August 01, 2013 14:42 IST

India's second mission to Moon appears to be stuck.

That’s because there appears to be uncertainty over availability of a lander from Russia even as the 'desi' rocket to launch the space odyssey would take time to become operational.

The ambitious Chandrayaan-2 project seems to be in a limbo with both Indian and Russian sides beset with their own space technology-related issues, pushing the joint moon exploration mission, already hit by time overruns, to the back-burner.

"Chandrayaan-2 is the logical extension of the first moon mission. In this mission a soft lander will place a rover on the moon's surface which will collect physical samples, analyse and send results to earth. This is the logical extension of Chandrayaan-1 to confirm the findings of remote sensing through physical tests," according to an official of Indian Space Research Organisation.

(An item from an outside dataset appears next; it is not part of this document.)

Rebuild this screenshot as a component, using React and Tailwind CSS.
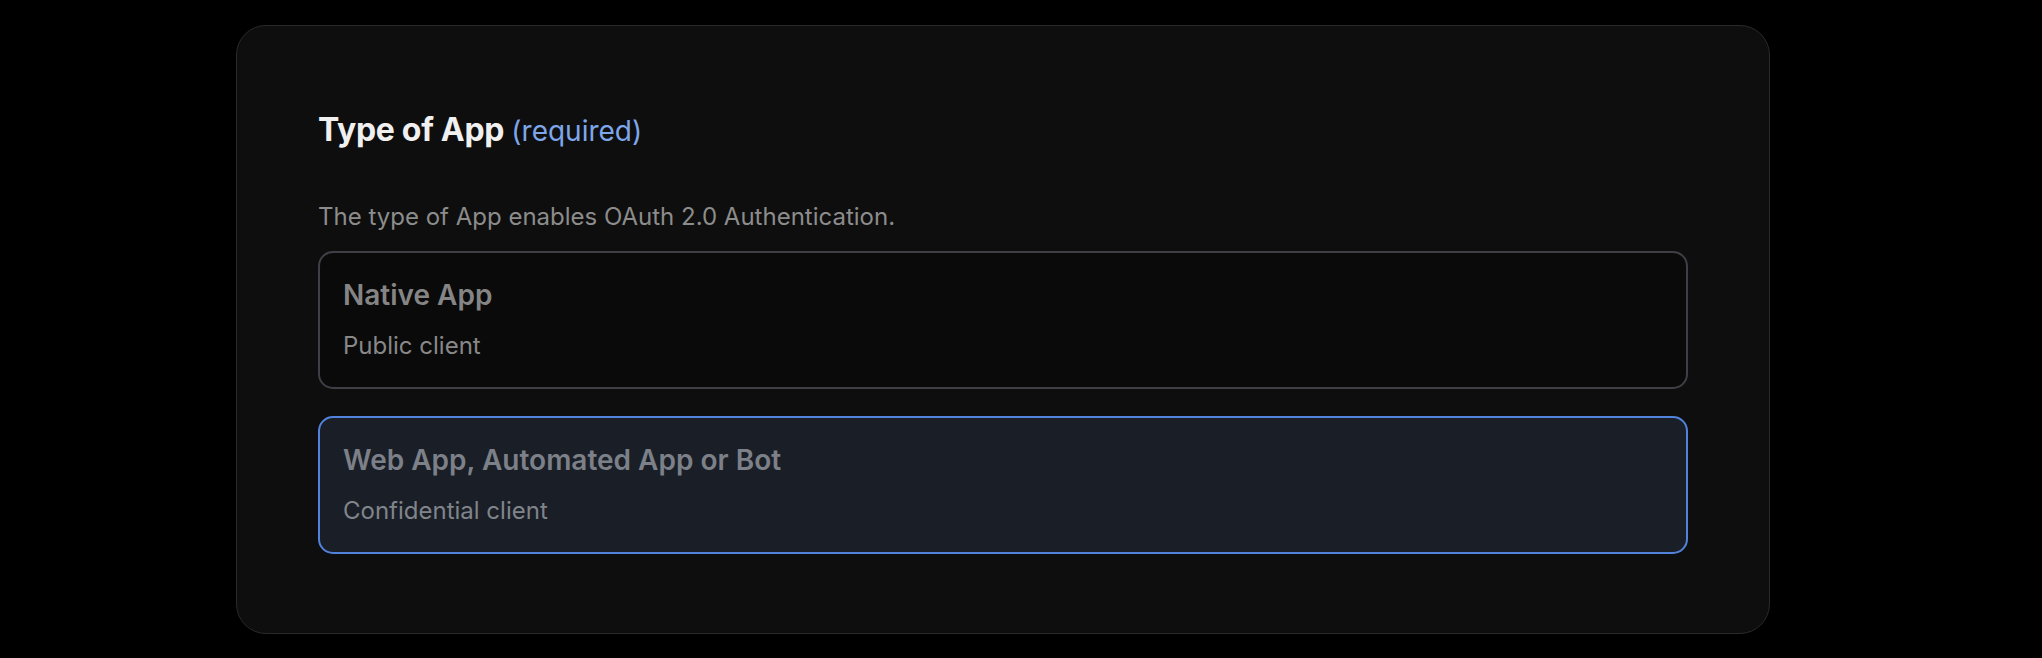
export default function App() {
  return (
    <div className="min-h-[658px] w-full bg-black pt-[25px]" style={{ fontFamily: "Inter, 'Noto Sans', sans-serif" }}>
      <div className="ml-[236px] w-[1534px] h-[609px] rounded-[30px] border border-[#2a2a2a] bg-[#0e0e0e] px-[81px] pt-[84px]">
        <h2 className="text-[32px] leading-[40px] font-bold text-[#f0f0f0] tracking-[-0.01em]">
          Type of App <span className="text-[28px] font-normal tracking-normal text-[#7ea6ea]">(required)</span>
        </h2>
        <p className="mt-[50px] text-[24px] leading-[32px] text-[#8c8c8c]">
          The type of App enables OAuth 2.0 Authentication.
        </p>
        <div className="mt-[18px] flex flex-col gap-[27px]">
          <div className="h-[138px] rounded-[15px] border-2 border-[#3f3f46] bg-[#0a0a0b] px-[23px] pt-[24px]">
            <div className="text-[28px] leading-[36px] font-semibold text-[#858585]">Native App</div>
            <div className="mt-[17px] text-[24px] leading-[32px] text-[#888888]">Public client</div>
          </div>
          <div className="h-[138px] rounded-[15px] border-2 border-[#5283dc] bg-[#1a1e26] px-[23px] pt-[24px]">
            <div className="text-[28px] leading-[36px] font-semibold text-[#7c8088]">Web App, Automated App or Bot</div>
            <div className="mt-[17px] text-[24px] leading-[32px] text-[#80848b]">Confidential client</div>
          </div>
        </div>
      </div>
    </div>
  );
}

ISRO and Russia's Federal Space Agency (Roskosmos) signed an agreement on joint lunar research and exploration in November 2007, with the cooperation envisaging Chandrayaan-2, involving a lunar orbiting spacecraft and a lander/rover on the Moon's surface.

It was agreed at the time that ISRO will have the prime responsibility for the orbiter and Roskosmos for the lander/rover, with the launch on India's Geosynchronous Satellite Launch Vehicle around the 2011-12 time frame.

India undertook the maiden mission to Moon in 2008 and Chandrayaan-2 was positioned as the next logical step for more detailed and in situ study of the Moon.

Declining to discuss the timeframe for the mission, ISRO Chairman K Radhakrishnan, who is also Secretary in the Department of Space, told PTI: "We will not be able to say

that (time-line) because the uncertainty remains on the lander availability”.

After the failed Phobos-Grunt Russian sample return mission to Phobos, one of the moons of Mars, more than one-and-half years ago, Roscosmos indicated to ISRO in May 2012 a major programmatic change in the joint moon exploration.

"Russia ordered an internal review (after the failure of Phobos-Grunt) and they came forward and said they have a different programmatic plan for development and qualification of lander system which talks about an experimental mission in 2015 and another mission in 2017 with that lander module", Radhakrishnan said.

"So we found that there is a programmatic realignment required now if we are to undertake Chandrayaan-2," he said.

ISRO also has to build a GSLV (rocket) with four diameter heat-shield to accommodate the Russian lander but says it needs two successful launches of GSLV before it embarks on the Chandrayaan-2 launch.

ISRO suffered twin setback in 2010 with the failure of GSLV -- one with indigenous cryogenic engine and another with the imported Russian one -- and is attempting to flight-test GSLV with indigenous cryogenic engine for the first time since then this month.

"Uncertainty on the schedule of the lander is clear. It's there. Availability of the lander has become uncertain. So now, we are lacking in that part", Radhakrishnan said.

Currently, discussions are underway between ISRO and Roscosmos on the way forward vis-a-vis the Chandrayaan-2 mission but it appears there is no major headway in the past

year though there were several rounds of discussions and exchange of technical data between Indian and Russian sides primarily to finalise on the various interfaces and mission-related operations.